Perú era superior pero la entrada de Chris Wood en el segundo tiempo, descolocó. Había que estar atento para cambiar el giro de la nota. Si los kiwis empataban era el fin. Ganaban porque su gol de visita, en la práctica, valía el doble.
Pero Latinoamérica hinchaba por Perú: Los clasificados y los eliminados. Esa mañana, una pareja de peruanos se había casado con la camiseta de la selección. Él con la 20 y ella con la 18. “2018”, aquel número que en el triunfo ante Ecuador se formó cuando Carrillo y Flores se dieron un abrazo.
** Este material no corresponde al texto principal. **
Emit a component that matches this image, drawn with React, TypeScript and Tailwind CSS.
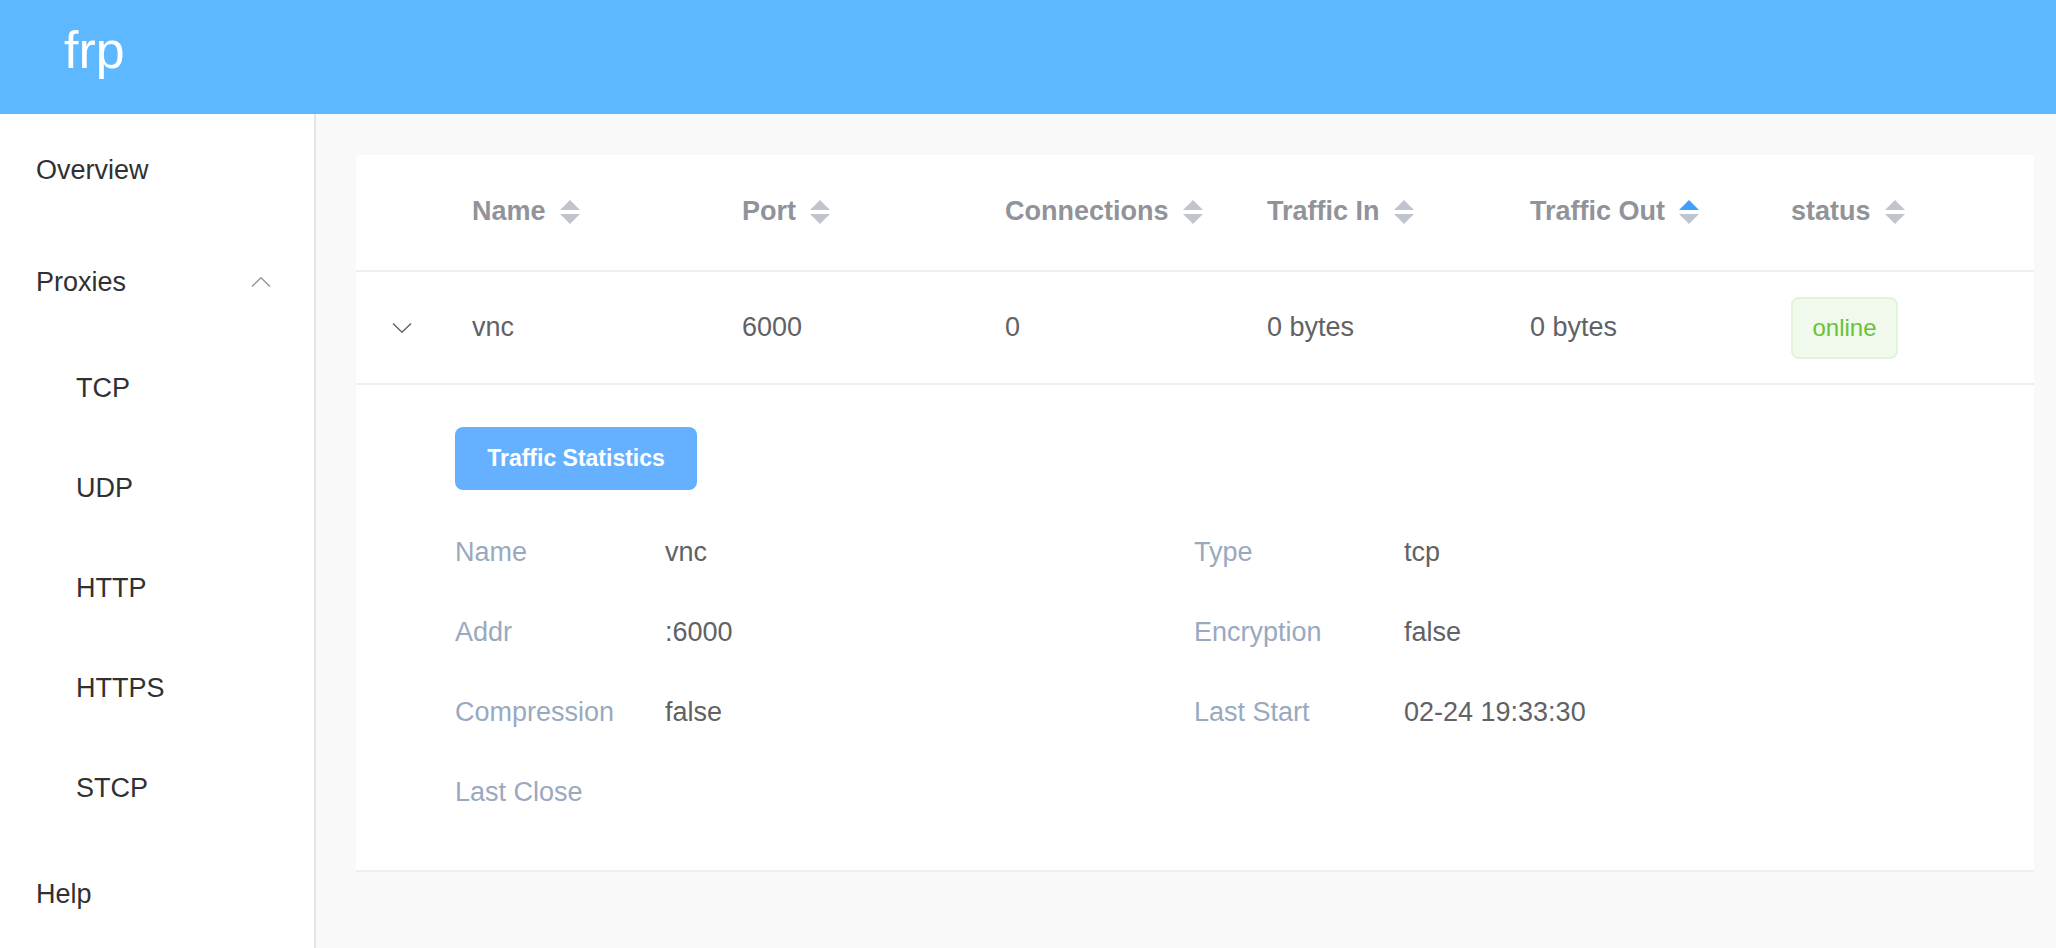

Gareca, por su parte, había cumplido su cábala: se tomó una foto con una novia vestida de blanco que encontró en el hotel de la concentración.
Luego todo se selló: “En la segunda mitad, a los 65, un tiro de esquina se escurrió por entre las torres neozelandesas y llegó a los pies de la ‘sombra’ Christian Ramos quien, también en posición de '9', metió un zapatazo que dejó sin garganta al Estadio Nacional”.
Otra vez la descarga de gritos, pero esta vez en un escenario controlado. El partido ya apuntaba a un ganador y debíamos tener todo en orden. “Farfán y Ramos se visten de Guerrero y devuelven a Perú a un Mundial”.
En algunos manuales publicados en redes sociales sobre cómo hacer negocios en Perú, se comenta que los peruanos suelen llegar tarde a las citas. En esta cita a Rusia-2018 se hizo del cupo 32, el último en disputa. Ironías de la vida.
Fue un trabajo duro. El cronista Jaime Cordero escribió hace poco que el país era como Aldo Corzo, un esforzado lateral del equipo que se reconoce limitado, y sobre cuya banda carga el enemigo. Fue él quien, en el último duelo de eliminatorias con Colombia, metió la cara para interrumpir un pase del rival y generó una falta.
“Como no le sobra nada, se preocupa mucho por estar siempre a punto físicamente y tácticamente; es de lo más aplicado que hay. Finalmente, está dispuesto a poner la cara frente ante los toperoles levantados del rival, como quedó claro contra Colombia en la jugada que desencadenó el tiro libre (que pateó Guerrero) que nos dio el empate” y que puso a Perú en el repechaje.
La gente invadió las calles. “Te esperé con mi padre, ahora te veré con mis hijos”, posteaban en redes sociales. En el emporio de confecciones del popular sector comercial de Gamarra se vendieron 1 millón de camisetas de la selección.
Aquella mañana Perú había puesto a volar a sus aviones Mirage en los alrededores del hotel de Nueva Zelanda para alentar a su equipo. No había cómo no ganar. Perú volvía al Mundial y al álbum de “figuritas”.
El tránsito era infernal durante toda la madrugada. Pero nadie reclamaba. El gobierno declaró feriado público y los colegios no tuvieron clases. Parecía Nochebuena o Año Nuevo. ¿Así es como se siente cuando tu país va a un Mundial? Sí, algo así.